Establishing resilience for the pharmaceutical sector

The pharmaceutical manufacturing industry is a complex and highly regulated sector that faces many challenges. From rising competition and prices, through to disrupted supply chains from ongoing international conflicts and natural disasters, the sector faces an uncertain future. Failing to maintain operations hits the bottom line, reduces investment in research and development and creates poorer outcomes for patients and the wider economy.

Thankfully governments around the world are recognising these challenges. The US Department of State, UNESCO and others are investing in science, technology and innovation to drive economic development and social progress.

In March 2023, President Biden’s 2024 budget included $210 billion for federal research and development projects, showcasing the US government’s commitment to ensuring robust health through the pharmaceutical sector and other scientific fields. Meanwhile in the UK, the creation of a new Department for Science, Innovation and Technology and an investment of £3.5bn - announced by the Chancellor in his Spring Budget - signals the government’s commitment to making the UK a science and technological superpower in the future.

Despite this, there remain immediate challenges that need to be tackled head on to ensure resilience and growth in the sector.

Delicate global supply chains

One of the many things we’ve learnt from recent events like Covid-19, the blockage of the Suez Canal and the Ukrainian conflict is the fragility of global supply chains and the lack of visibility of where and how items are sourced.

Pharmaceutical businesses aren’t alone in their reliance on global trade and oversees manufacturing. For many years the sector has been shifting manufacturing to emerging markets thereby operating a successful cost-optimised model. But reduced costs come at a price.  Backlogs at shipping ports may cause short-term disruption and global events, trade wars and geopolitical risks threaten long-term reductions in capacity and capability. So, what’s the answer?

It is essential that firms develop robust contingency plans in case of unforeseen events. Intricate planning can build resilience throughout the supply chain with a clear focus on operational readiness and feasibility.

Another key step is for businesses to localise their supply chains. Instead of complex supply chains spanning many countries, shift them nationally or even regionally where possible. Keeping supply and manufacturing as close as possible to key sites and operations can create new jobs and boost productivity. While it’s often easier at the end of the chain than sourcing raw materials and skilled labour, operating closer to home can improve supply chain visibility and significantly reduce risk.

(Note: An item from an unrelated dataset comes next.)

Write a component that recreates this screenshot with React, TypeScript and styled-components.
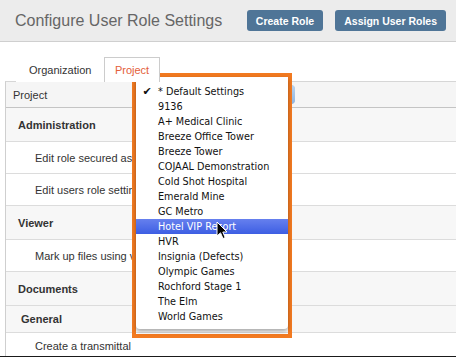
import React from 'react';
import styled, { createGlobalStyle } from 'styled-components';

const GlobalStyle = createGlobalStyle`
  html, body {
    margin: 0;
    padding: 0;
    background: #ffffff;
  }
`;

const Page = styled.div`
  position: relative;
  width: 456px;
  height: 357px;
  box-sizing: border-box;
  overflow: hidden;
  border-bottom: 1px solid #1a1a1a;
  font-family: 'Liberation Sans', Arial, sans-serif;
  color: #333;
`;

// 상단 헤더
const Header = styled.div`
  display: flex;
  align-items: center;
  height: 41px;
  padding: 0 10px 0 15px;
  background-color: #ececec;
  border-bottom: 1px solid #cfcfcf;
`;

const Title = styled.h1`
  flex: 1;
  margin: 0;
  font-size: 16px;
  font-weight: normal;
  color: #666;
`;

const ButtonGroup = styled.div`
  display: flex;
  gap: 12px;
`;

const ActionButton = styled.button`
  height: 21px;
  padding: 0 9px;
  border: none;
  border-radius: 3px;
  background-color: #4f7597;
  color: #fff;
  font-family: 'Liberation Sans', Arial, sans-serif;
  font-size: 10.5px;
  font-weight: bold;
`;

const Body = styled.div`
  padding-left: 5px;
  padding-top: 15px;
`;

const TabBar = styled.div`
  display: flex;
  height: 24px;
  padding-left: 11px;
`;

const Tab = styled.div<{ active?: boolean }>`
  display: flex;
  align-items: center;
  padding: 0 ${({ active }) => (active ? '9.5px' : '12px')};
  font-size: 11px;
  color: ${({ active }) => (active ? '#e4603a' : '#333')};
  background-color: #fff;
  border: 1px solid ${({ active }) => (active ? '#cccccc' : 'transparent')};
  border-bottom: none;
  margin-bottom: -1px;
  position: relative;
  z-index: 1;
`;

const Table = styled.div`
  border-top: 1px solid #d6d6d6;
  border-left: 1px solid #cfcfcf;
`;

const ProjectRow = styled.div`
  display: flex;
  align-items: center;
  height: 25px;
  background-color: #f5f5f5;
  border-bottom: 1px solid #c4c4c4;
  font-size: 11px;
`;

const ProjectLabel = styled.div`
  width: 126px;
  padding-left: 7px;
`;

const SelectBox = styled.div`
  position: relative;
  width: 156px;
  height: 19px;
  box-sizing: border-box;
  border: 1px solid #b5b5b5;
  border-radius: 4px;
  background: linear-gradient(#ffffff, #ececec);

  &::after {
    content: '';
    position: absolute;
    right: -1px;
    top: -1px;
    bottom: -1px;
    width: 16px;
    border-radius: 0 4px 4px 0;
    background: linear-gradient(#b9d3ee, #8fb4df);
  }
`;

type RowKind = 'section' | 'item' | 'sub' | 'last';

const rowHeights: Record<RowKind, number> = { section: 33, item: 31, sub: 26, last: 26 };
const rowIndent: Record<RowKind, number> = { section: 12, item: 29, sub: 15, last: 29 };

const Row = styled.div<{ kind: RowKind }>`
  display: flex;
  align-items: center;
  height: ${({ kind }) => rowHeights[kind]}px;
  padding-left: ${({ kind }) => rowIndent[kind]}px;
  border-bottom: 1px solid #dcdcdc;
  background-color: ${({ kind }) =>
    kind === 'item' || kind === 'last' ? '#ffffff' : '#f7f7f7'};
  font-size: 11px;
  font-weight: ${({ kind }) => (kind === 'item' || kind === 'last' ? 'normal' : 'bold')};
  color: #333;
  white-space: nowrap;
`;

// 드롭다운 강조 박스
const Highlight = styled.div`
  position: absolute;
  left: 132px;
  top: 73px;
  width: 160px;
  height: 265px;
  box-sizing: border-box;
  border: 4px solid #f27a21;
  padding-bottom: 5px;
`;

const Menu = styled.div`
  height: 100%;
  box-sizing: border-box;
  padding: 7px 0 5px;
  background-color: #fff;
  border-radius: 0 0 4px 4px;
  box-shadow: 0 2px 4px rgba(0, 0, 0, 0.35);
  font-family: 'DejaVu Sans', 'Liberation Sans', sans-serif;
  font-size: 9.7px;
  color: #111;
`;

const MenuItem = styled.div<{ selected?: boolean }>`
  position: relative;
  display: grid;
  grid-template-columns: 22px 1fr;
  align-items: center;
  height: 15px;
  color: ${({ selected }) => (selected ? '#fff' : '#111')};
  background: ${({ selected }) =>
    selected ? 'linear-gradient(#6680ee, #3d5ee3)' : 'transparent'};
  white-space: nowrap;
`;

const Check = styled.span`
  text-align: center;
  font-size: 11px;
`;

const Cursor = styled.svg`
  position: absolute;
  left: 80px;
  top: 2px;
`;

const projects = [
  '* Default Settings',
  '9136',
  'A+ Medical Clinic',
  'Breeze Office Tower',
  'Breeze Tower',
  'COJAAL Demonstration',
  'Cold Shot Hospital',
  'Emerald Mine',
  'GC Metro',
  'Hotel VIP Resort',
  'HVR',
  'Insignia (Defects)',
  'Olympic Games',
  'Rochford Stage 1',
  'The Elm',
  'World Games',
];

const App: React.FC = () => {
  return (
    <Page>
      <GlobalStyle />
      <Header>
        <Title>Configure User Role Settings</Title>
        <ButtonGroup>
          <ActionButton>Create Role</ActionButton>
          <ActionButton>Assign User Roles</ActionButton>
        </ButtonGroup>
      </Header>

      <Body>
        <TabBar>
          <Tab>Organization</Tab>
          <Tab active>Project</Tab>
        </TabBar>
        <Table>
          <ProjectRow>
            <ProjectLabel>Project</ProjectLabel>
            <SelectBox />
          </ProjectRow>
          <Row kind="section">Administration</Row>
          <Row kind="item">Edit role secured assets</Row>
          <Row kind="item">Edit users role settings</Row>
          <Row kind="section">Viewer</Row>
          <Row kind="item">Mark up files using viewer</Row>
          <Row kind="section">Documents</Row>
          <Row kind="sub">General</Row>
          <Row kind="last">Create a transmittal</Row>
        </Table>
      </Body>

      <Highlight>
        <Menu>
          {projects.map((name, i) => (
            <MenuItem key={name} selected={name === 'Hotel VIP Resort'}>
              <Check>{i === 0 ? '✔' : ''}</Check>
              <span>{name}</span>
              {name === 'Hotel VIP Resort' && (
                <Cursor width="13" height="19" viewBox="0 0 13 19">
                  <path
                    d="M1 1 L1 15 L4.5 11.8 L7 17.5 L9.2 16.6 L6.8 11 L11 11 Z"
                    fill="#000"
                    stroke="#fff"
                    strokeWidth="1"
                    strokeLinejoin="round"
                  />
                </Cursor>
              )}
            </MenuItem>
          ))}
        </Menu>
      </Highlight>
    </Page>
  );
};

export default App;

According to The Association of the British Pharmaceutical Industry, 80% of their members from the largest companies report net zero or carbon-neutral targets as a main priority to build resilience and sustainability. This priority is reflected across pharmaceutical businesses around the world.

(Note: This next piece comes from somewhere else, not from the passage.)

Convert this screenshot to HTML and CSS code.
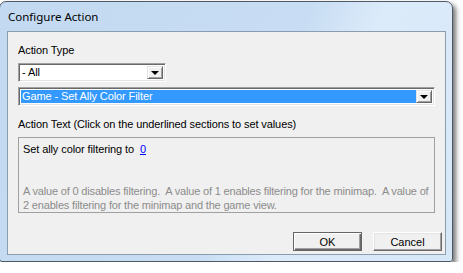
FILE: index.html
```html
<!DOCTYPE html>
<html lang="en">

<head>
    <meta charset="UTF-8">
    <title>Configure Action</title>
    <link rel="stylesheet" href="styles.css">
</head>

<body>
    <div class="dialog">
        <div class="title-bar">Configure Action</div>

        <div class="client">
            <div class="field-label">Action Type</div>
            <div class="combo combo-short">
                <div class="combo-text">- All</div>
                <div class="combo-button"><span class="arrow"></span></div>
            </div>
            <div class="combo combo-wide">
                <div class="combo-text selected">Game - Set Ally Color Filter</div>
                <div class="combo-button"><span class="arrow"></span></div>
            </div>

            <div class="field-label action-label">Action Text (Click on the underlined sections to set values)</div>
            <div class="action-box">
                <div class="action-text">Set ally color filtering to&nbsp; <a class="value-link">0</a></div>
                <div class="action-desc">A value of 0 disables filtering.&nbsp; A value of 1 enables filtering for the minimap.&nbsp; A value of<br>2 enables filtering for the minimap and the game view.</div>
            </div>

            <div class="button-row">
                <button class="btn btn-default">OK</button>
                <button class="btn">Cancel</button>
            </div>
        </div>
    </div>
</body>

</html>
```

FILE: styles.css
```css
body {
    margin: 0;
    background: #ffffff;
    font-family: "Liberation Sans", Arial, sans-serif;
    font-size: 11px;
    line-height: 13px;
    letter-spacing: -0.1px;
    color: #000000;
}

.dialog {
    display: flex;
    flex-direction: column;
    width: 454px;
    height: 261px;
    margin: 1px 0 0 -1px;
    box-sizing: border-box;
    border: 1px solid #4e5965;
    border-radius: 7px 7px 3px 3px;
    background: linear-gradient(115deg, #c2d9f1 0%, #c8ddf3 55%, #dcebfa 68%, #d6e7f8 100%);
    box-shadow: 3px 3px 5px rgba(0, 0, 0, 0.55);
}

.title-bar {
    height: 29px;
    padding-left: 8px;
    font-family: "Noto Sans", "Open Sans", sans-serif;
    font-size: 11.5px;
    line-height: 29px;
    letter-spacing: 0;
    color: #000000;
}

.client {
    display: flex;
    flex-direction: column;
    flex: 1;
    margin: 0 6px 6px 7px;
    padding: 12px 10px 0 10px;
    background: #f0f0f0;
    border: 1px solid #8a9cae;
}

.combo {
    display: flex;
    height: 19px;
    box-sizing: border-box;
    background: #ffffff;
    border-style: solid;
    border-width: 1px;
    border-color: #a0a0a0 #ffffff #ffffff #a0a0a0;
    box-shadow: inset 1px 1px 0 #696969, inset -1px -1px 0 #e3e3e3;
    padding: 2px 2px 2px 2px;
}

.combo-short {
    width: 148px;
    margin-top: 6px;
}

.combo-wide {
    width: 417px;
    margin-top: 5px;
}

.combo-text {
    flex: 1;
    padding-left: 1px;
    line-height: 13px;
}

.combo-text.selected {
    background: #3399ff;
    color: #ffffff;
}

.combo-button {
    display: flex;
    justify-content: center;
    align-items: center;
    width: 16px;
    box-sizing: border-box;
    background: #f0f0f0;
    border-style: solid;
    border-width: 1px;
    border-color: #e3e3e3 #696969 #696969 #e3e3e3;
    box-shadow: inset 1px 1px 0 #ffffff, inset -1px -1px 0 #a0a0a0;
}

.arrow {
    width: 0;
    height: 0;
    border-left: 4px solid transparent;
    border-right: 4px solid transparent;
    border-top: 4px solid #000000;
    margin-top: 1px;
}

.action-label {
    margin-top: 12px;
}

.action-box {
    display: flex;
    flex-direction: column;
    justify-content: space-between;
    height: 76px;
    margin-top: 6px;
    width: 417px;
    box-sizing: border-box;
    border: 1px solid #a0a0a0;
    padding: 5px 4px 0 4px;
}

.value-link {
    color: #0000ff;
    text-decoration: underline;
}

.action-desc {
    color: #8c8c8c;
    line-height: 14px;
    letter-spacing: -0.17px;
    white-space: nowrap;
}

.button-row {
    display: flex;
    justify-content: flex-end;
    gap: 11px;
    margin-top: 19px;
    margin-right: -7px;
}

.btn {
    width: 69px;
    height: 19px;
    padding: 0;
    font-family: "Liberation Sans", Arial, sans-serif;
    font-size: 11px;
    color: #000000;
    background: #f0f0f0;
    border-style: solid;
    border-width: 1px;
    border-color: #ffffff #696969 #696969 #ffffff;
    box-shadow: inset -1px -1px 0 #a0a0a0, inset 1px 1px 0 #e3e3e3;
}

.btn-default {
    border: 1px solid #646464;
    box-shadow: inset 1px 1px 0 #ffffff, inset -1px -1px 0 #696969, inset -2px -2px 0 #a0a0a0;
}
```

One way of ensuring the long-term sustainability of assets is to decarbonise estates and processes. So how can you best achieve this?

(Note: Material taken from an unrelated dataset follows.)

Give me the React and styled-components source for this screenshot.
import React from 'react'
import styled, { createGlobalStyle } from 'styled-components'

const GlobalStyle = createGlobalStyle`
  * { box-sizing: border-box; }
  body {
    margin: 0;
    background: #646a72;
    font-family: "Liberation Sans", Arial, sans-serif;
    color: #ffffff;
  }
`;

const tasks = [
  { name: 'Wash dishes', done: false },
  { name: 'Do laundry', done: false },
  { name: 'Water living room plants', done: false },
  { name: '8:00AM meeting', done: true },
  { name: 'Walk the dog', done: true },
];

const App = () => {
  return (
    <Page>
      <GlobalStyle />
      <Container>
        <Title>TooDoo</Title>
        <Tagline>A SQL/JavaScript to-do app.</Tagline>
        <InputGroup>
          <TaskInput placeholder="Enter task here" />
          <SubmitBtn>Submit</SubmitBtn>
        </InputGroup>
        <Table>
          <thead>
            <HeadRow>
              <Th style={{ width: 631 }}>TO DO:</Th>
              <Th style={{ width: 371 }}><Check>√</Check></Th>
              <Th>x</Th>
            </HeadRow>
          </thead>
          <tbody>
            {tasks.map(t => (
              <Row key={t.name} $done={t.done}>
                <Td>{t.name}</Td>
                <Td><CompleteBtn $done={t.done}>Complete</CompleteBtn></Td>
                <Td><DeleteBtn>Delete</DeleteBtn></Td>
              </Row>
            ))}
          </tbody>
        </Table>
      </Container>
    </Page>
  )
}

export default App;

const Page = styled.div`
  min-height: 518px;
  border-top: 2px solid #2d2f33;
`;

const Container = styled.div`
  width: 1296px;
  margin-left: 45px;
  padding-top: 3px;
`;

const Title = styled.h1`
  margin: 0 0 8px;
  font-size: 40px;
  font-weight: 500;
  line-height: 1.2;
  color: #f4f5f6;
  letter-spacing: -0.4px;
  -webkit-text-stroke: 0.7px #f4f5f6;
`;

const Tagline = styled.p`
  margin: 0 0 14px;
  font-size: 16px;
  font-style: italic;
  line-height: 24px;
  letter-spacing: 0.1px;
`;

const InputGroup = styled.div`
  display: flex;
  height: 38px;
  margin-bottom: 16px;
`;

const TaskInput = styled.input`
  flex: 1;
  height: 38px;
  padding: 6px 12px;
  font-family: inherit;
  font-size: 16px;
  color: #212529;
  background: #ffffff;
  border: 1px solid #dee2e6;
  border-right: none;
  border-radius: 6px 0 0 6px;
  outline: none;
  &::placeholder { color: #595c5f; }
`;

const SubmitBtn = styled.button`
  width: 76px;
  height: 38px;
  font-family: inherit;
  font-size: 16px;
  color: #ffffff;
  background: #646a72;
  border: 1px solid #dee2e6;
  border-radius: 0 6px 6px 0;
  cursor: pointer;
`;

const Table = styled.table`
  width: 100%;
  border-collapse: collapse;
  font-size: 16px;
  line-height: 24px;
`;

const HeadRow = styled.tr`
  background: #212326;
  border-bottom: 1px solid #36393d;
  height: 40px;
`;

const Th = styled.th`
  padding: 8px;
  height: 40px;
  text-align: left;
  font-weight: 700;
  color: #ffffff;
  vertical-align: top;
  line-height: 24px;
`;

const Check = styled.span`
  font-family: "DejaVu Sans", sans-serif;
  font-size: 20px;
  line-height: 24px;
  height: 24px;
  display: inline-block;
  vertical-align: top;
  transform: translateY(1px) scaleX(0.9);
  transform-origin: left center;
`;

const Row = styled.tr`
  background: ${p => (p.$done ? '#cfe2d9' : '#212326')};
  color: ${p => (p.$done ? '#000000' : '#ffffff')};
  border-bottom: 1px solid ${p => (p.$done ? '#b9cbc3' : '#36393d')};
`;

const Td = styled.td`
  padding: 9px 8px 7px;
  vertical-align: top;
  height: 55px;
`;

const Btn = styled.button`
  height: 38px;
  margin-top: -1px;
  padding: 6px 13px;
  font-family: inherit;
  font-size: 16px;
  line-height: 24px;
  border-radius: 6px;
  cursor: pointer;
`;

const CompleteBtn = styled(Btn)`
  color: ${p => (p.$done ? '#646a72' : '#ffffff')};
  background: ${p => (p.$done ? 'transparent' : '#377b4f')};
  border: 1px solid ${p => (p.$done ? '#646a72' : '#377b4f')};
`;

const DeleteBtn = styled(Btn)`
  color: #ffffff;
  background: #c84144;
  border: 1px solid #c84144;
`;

Decarbonisation without a robust, tested, and funded delivery plan is destined to fail. The first step on any road to net zero is a detailed assessment of where your sites use energy, where you source energy from, and the various means at your disposal to drive greater efficiencies to reduce your overall energy load. This provides a solid baseline to justify activity and expenditure.

The methods of decarbonisation will vary budget to budget. However, the questions that define your activity remain similar; how do I make my assets more energy efficient? How can I source more renewable sources of power, or generate power from my sites? And what behaviours from my staff and suppliers can I influence to reduce energy demand across our operations?

Low carbon solutions to these challenges can range from installation of LED lighting and solar panels to recycled water systems and building management systems (BMS). But perhaps the most important element to focus on is your heating, ventilation and air conditioning (HVAC) system. This is essential for pharmaceutical operations but also very energy intensive. Utilising heat recovery, adaptive control and reducing air change rates to not only reduce energy usage of HVAC but also turn potential waste into energy across your site, could be a high impact decarbonisation step.

Don’t be afraid of change

This is the big one. It’s not always easy to adapt to change and manage transformation within an organisation. But the pharmaceutical industry’s response to Covid-19 proved that the sector could act quickly and effectively to save lives and deliver lasting outcomes. Just look at the fantastic testing facility delivered at the Rosalind Franklin Laboratory.

Proving resilience and adapting to ever changing goalposts demands a similar mindset. Within the built environment, we must remain passionate about creating places that matter and supporting the discoveries of tomorrow. And while the challenge is great, it’s not beyond reach. Continuing to be agile and working in faster, smarter, more sustainable ways will help build certainty, increasing resilience across the sector.